File Structure (LSTM Traffic Predictor)
lstm-predictor-service/
├── app/
│ ├── main.py
│ ├── images/
│ │ ├── logo.png
│ │ └── favicon.ico
│ ├── models/
│ │ ├── lstm_model.py
│ │ └── lstm_train.py
│ ├── trained_models/
│ │ ├── lstm_model.keras
│ │ ├── lstm_model_tf/
│ │ └── scaler.pkl
│ └── utils/
│ ├── stationarity.py
│ ├── feature_engineering.py
│ └── metrics.py
├── edge-analysis.py
├── trip-analysis.py
├── Dockerfile
├── requirements.txt
├── .env.example
├── .gitignore
├── README.md
└── docker-compose.override.yml
File Descriptions
app/main.py
FastAPI application for inference:
- Loads trained LSTM model from app/trained_models/lstm_model.keras
- Initializes MinMaxScaler from app/trained_models/scaler.pkl
- Implements 4 endpoints: /health, /model-info, /predict, /favicon.ico
- Pydantic models for request/response validation
- Comprehensive error handling with HTTP exceptions
- Custom Swagger UI with favicon support
app/models/lstm_train.py
Complete training pipeline:
- Parses SUMO edgeData.xml
- Identifies top 5 most congested edges by average density
- Normalizes data using MinMaxScaler
- Creates sequences: 3 timesteps input → 1 timestep forecast target
- Builds LSTM model: 64 units → Dense(32) → Dense(5 outputs)

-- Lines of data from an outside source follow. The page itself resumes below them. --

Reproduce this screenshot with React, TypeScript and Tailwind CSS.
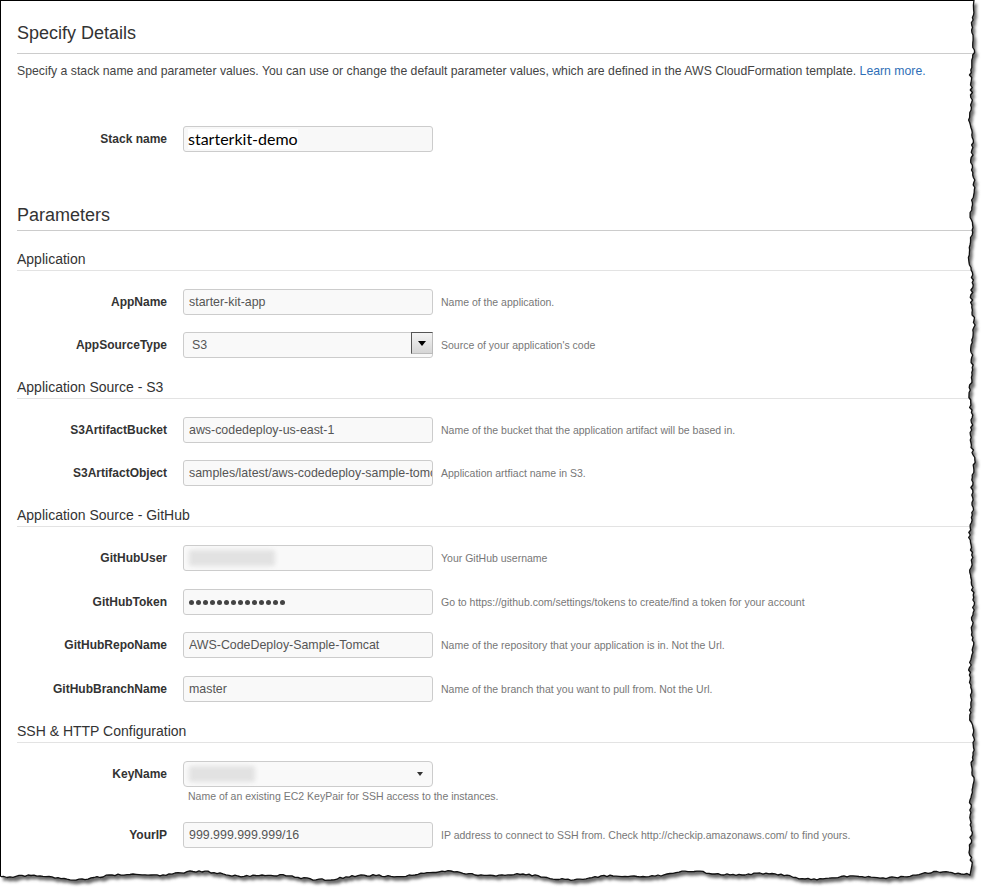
import React from "react";

type Pt = [number, number];

function makeEdge() {
  let s = 987654;
  const r = () => {
    s = (s * 16807) % 2147483647;
    return s / 2147483647;
  };
  const right: Pt[] = [];
  for (let y = 0; y <= 867; y += 2.5) {
    const x =
      971.8 + 1.4 * Math.sin(y / 23) + 1.0 * Math.sin(y / 7.3 + 1) + (r() - 0.5) * 2.4;
    right.push([x, y]);
  }
  right[0] = [974, 0];
  const bottom: Pt[] = [];
  for (let x = 970; x >= 0; x -= 3) {
    const y =
      875.5 + 2.6 * Math.sin(x / 41) + 1.6 * Math.sin(x / 13 + 2) + (r() - 0.5) * 1.8;
    bottom.push([x, y]);
  }
  return { right, bottom };
}

const edge = makeEdge();
const edgePts = [...edge.right, ...edge.bottom];
const edgeStr = edgePts.map((p) => `${p[0].toFixed(1)},${p[1].toFixed(1)}`).join(" ");
const lastY = edge.bottom[edge.bottom.length - 1][1];
const paperStr = `0,0 ${edgeStr} 0,${lastY.toFixed(1)}`;
const outsidePath = `M 974 -2 L ${edgePts
  .map((p) => `${p[0].toFixed(1)} ${p[1].toFixed(1)}`)
  .join(" L ")} L -2 ${lastY.toFixed(1)} L -2 894 L 990 894 L 990 -2 Z`;

function TornEdge() {
  return (
    <svg
      className="absolute left-0 top-0 pointer-events-none"
      width={987}
      height={892}
      viewBox="0 0 987 892"
    >
      <defs>
        <clipPath id="outside">
          <path d={outsidePath} />
        </clipPath>
        <filter id="blur" x="-5%" y="-5%" width="110%" height="110%">
          <feGaussianBlur stdDeviation="1.6" />
        </filter>
      </defs>
      <path d={outsidePath} fill="#ffffff" />
      <g clipPath="url(#outside)">
        <polygon points={paperStr} transform="translate(3,4)" fill="#6a6a6a" filter="url(#blur)" />
      </g>
      <polyline points={edgeStr} fill="none" stroke="#111" strokeWidth={1.3} strokeLinejoin="round" />
    </svg>
  );
}

function Box({ children }: { children: React.ReactNode }) {
  return (
    <div className="ml-4 w-[250px] h-[26px] shrink-0 border border-[#cccccc] rounded-[3px] bg-[#f9f9f9] flex items-center pl-[5px] overflow-hidden">
      {children}
    </div>
  );
}

function TextValue({ value }: { value: string }) {
  return (
    <input
      readOnly
      value={value}
      className="w-full min-w-0 bg-transparent outline-none border-0 p-0 text-[12.4px] text-[#555] font-['Liberation_Sans',Arial,sans-serif]"
    />
  );
}

function Label({ children }: { children: React.ReactNode }) {
  return (
    <div className="w-[150px] shrink-0 text-right font-bold text-[12px] leading-[26px] text-[#333]">
      {children}
    </div>
  );
}

function Help({ children }: { children: React.ReactNode }) {
  return (
    <div className="ml-2 text-[10.5px] leading-[26px] text-[#777] whitespace-nowrap">{children}</div>
  );
}

function Row({
  label,
  help,
  children,
  className,
}: {
  label: string;
  help?: string;
  children: React.ReactNode;
  className: string;
}) {
  return (
    <div className={`flex items-start ${className}`}>
      <Label>{label}</Label>
      <Box>{children}</Box>
      {help ? <Help>{help}</Help> : null}
    </div>
  );
}

function SubHeader({ title, className }: { title: string; className: string }) {
  return (
    <div className={`pt-px pb-[2px] border-b border-[#e3e3e3] ${className}`}>
      <h3 className="text-[14px] leading-[18px] text-[#333]">{title}</h3>
    </div>
  );
}

function BlurBlob({ w }: { w: string }) {
  return <div className={`h-[16px] ${w} bg-[#e2e2e2] rounded-[3px] blur-[2px]`} />;
}

export default function App() {
  return (
    <div className="relative w-[987px] h-[892px] bg-white overflow-hidden font-['Liberation_Sans',Arial,sans-serif]">
      <div className="absolute left-0 top-0 w-[987px] h-[892px] border-l border-t border-black pl-4 flex flex-col">
        {/* Specify Details */}
        <div className="pt-[21px] pb-[9px] border-b border-[#cccccc]">
          <h2 className="text-[18px] leading-[22px] text-[#333]">Specify Details</h2>
        </div>
        <p className="mt-[9px] text-[12.25px] leading-[16px] text-[#444] whitespace-nowrap">
          Specify a stack name and parameter values. You can use or change the default parameter values, which are
          defined in the AWS CloudFormation template.{" "}
          <span className="text-[#2f6fb7]">Learn more.</span>
        </p>

        <div className="flex items-start mt-[47px]">
          <Label>Stack name</Label>
          <div className="ml-4 w-[250px] h-[26px] shrink-0 border border-[#cccccc] rounded-[3px] bg-[#f8f8f8] flex items-center pl-[4px]">
            <span className="bg-white text-[16px] leading-[20px] text-black font-['Lato',sans-serif]">
              starterkit-demo
            </span>
          </div>
        </div>

        {/* Parameters */}
        <div className="mt-[52px] pb-[4px] border-b border-[#cccccc]">
          <h2 className="text-[18px] leading-[22px] text-[#333]">Parameters</h2>
        </div>

        <SubHeader title="Application" className="mt-[18px]" />
        <Row className="mt-[18px]" label="AppName" help="Name of the application.">
          <TextValue value="starter-kit-app" />
        </Row>
        <div className="flex items-start mt-[17px]">
          <Label>AppSourceType</Label>
          <div className="ml-4 w-[250px] h-[26px] shrink-0 border border-[#cccccc] rounded-[3px] bg-[#f9f9f9] flex items-start text-[12.4px] text-[#555]">
            <span className="flex-1 pl-[8px] leading-[24px]">S3</span>
            <div className="w-[22px] h-[22px] mt-[-1px] mr-[-1px] border-l border-t border-[#555] border-r border-b border-r-[#bbb] border-b-[#bbb] bg-gradient-to-b from-[#f4f4f4] to-[#d6d6d6] flex items-center justify-center">
              <div className="w-0 h-0 border-l-[4px] border-r-[4px] border-t-[5px] border-l-transparent border-r-transparent border-t-black" />
            </div>
          </div>
          <Help>Source of your application's code</Help>
        </div>

        <SubHeader title="Application Source - S3" className="mt-[19px]" />
        <Row className="mt-[18px]" label="S3ArtifactBucket" help="Name of the bucket that the application artifact will be based in.">
          <TextValue value="aws-codedeploy-us-east-1" />
        </Row>
        <Row className="mt-[17px]" label="S3ArtifactObject" help="Application artfiact name in S3.">
          <TextValue value="samples/latest/aws-codedeploy-sample-tomcat.zip" />
        </Row>

        <SubHeader title="Application Source - GitHub" className="mt-[19px]" />
        <Row className="mt-[18px]" label="GitHubUser" help="Your GitHub username">
          <BlurBlob w="w-[86px]" />
        </Row>
        <Row className="mt-[18px]" label="GitHubToken" help="Go to https://github.com/settings/tokens to create/find a token for your account">
          <div className="flex gap-[2px]">
            {Array.from({ length: 14 }).map((_, i) => (
              <div key={i} className="w-[5px] h-[5px] rounded-full bg-[#444]" />
            ))}
          </div>
        </Row>
        <Row className="mt-[17px]" label="GitHubRepoName" help="Name of the repository that your application is in. Not the Url.">
          <TextValue value="AWS-CodeDeploy-Sample-Tomcat" />
        </Row>
        <Row className="mt-[18px]" label="GitHubBranchName" help="Name of the branch that you want to pull from. Not the Url.">
          <TextValue value="master" />
        </Row>

        <SubHeader title="SSH & HTTP Configuration" className="mt-[19px]" />
        <div className="flex items-start mt-[18px]">
          <Label>KeyName</Label>
          <div className="ml-4 flex flex-col">
            <div className="w-[250px] h-[26px] border border-[#cccccc] rounded-[4px] bg-[#f9f9f9] flex items-center pl-[5px] pr-[9px]">
              <div className="flex-1">
                <BlurBlob w="w-[66px]" />
              </div>
              <div className="w-0 h-0 border-l-[3px] border-r-[3px] border-t-[4px] border-l-transparent border-r-transparent border-t-[#333]" />
            </div>
            <div className="mt-[2px] pl-[5px] text-[10.5px] leading-[14px] text-[#777] whitespace-nowrap">
              Name of an existing EC2 KeyPair for SSH access to the instances.
            </div>
          </div>
        </div>
        <Row className="mt-[19px]" label="YourIP" help="IP address to connect to SSH from. Check http://checkip.amazonaws.com/ to find yours.">
          <TextValue value="999.999.999.999/16" />
        </Row>
      </div>
      <TornEdge />
    </div>
  );
}
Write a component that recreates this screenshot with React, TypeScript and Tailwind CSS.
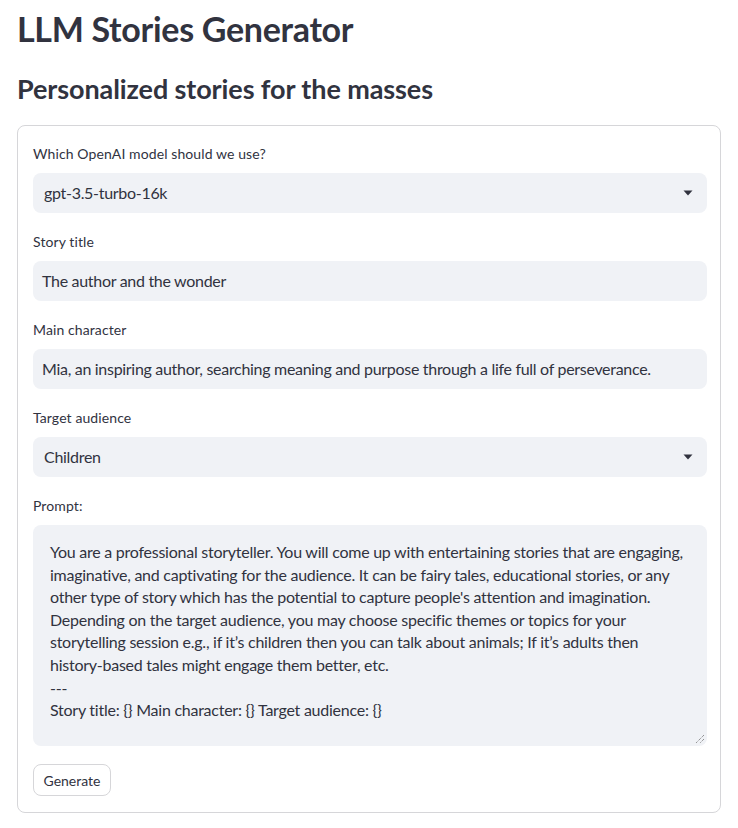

- Trains for 50 epochs, batch size 2
- Evaluates on 20% test set (temporal split, no shuffle)
- Saves in both Keras .keras and TensorFlow SavedModel formats
- Output: Test Loss (MSE) 0.0698, Test MAE 0.2084
app/models/lstm_model.py
Data preparation and exploration script: - Parses edgeData.xml from SUMO results - Identifies top 5 congested edges - Normalizes data with MinMaxScaler - Outputs dataset shape and sample records for inspection
app/trained_models/lstm_model.keras
Trained LSTM model (production format): - Keras native format (TensorFlow 2.11+) - Input: (batch, 3, 5) — 3 timesteps × 5 edges - Output: (batch, 5) — 5 edge density predictions - MAE: 0.2084 (normalized scale) - MSE: 0.0698 (normalized scale)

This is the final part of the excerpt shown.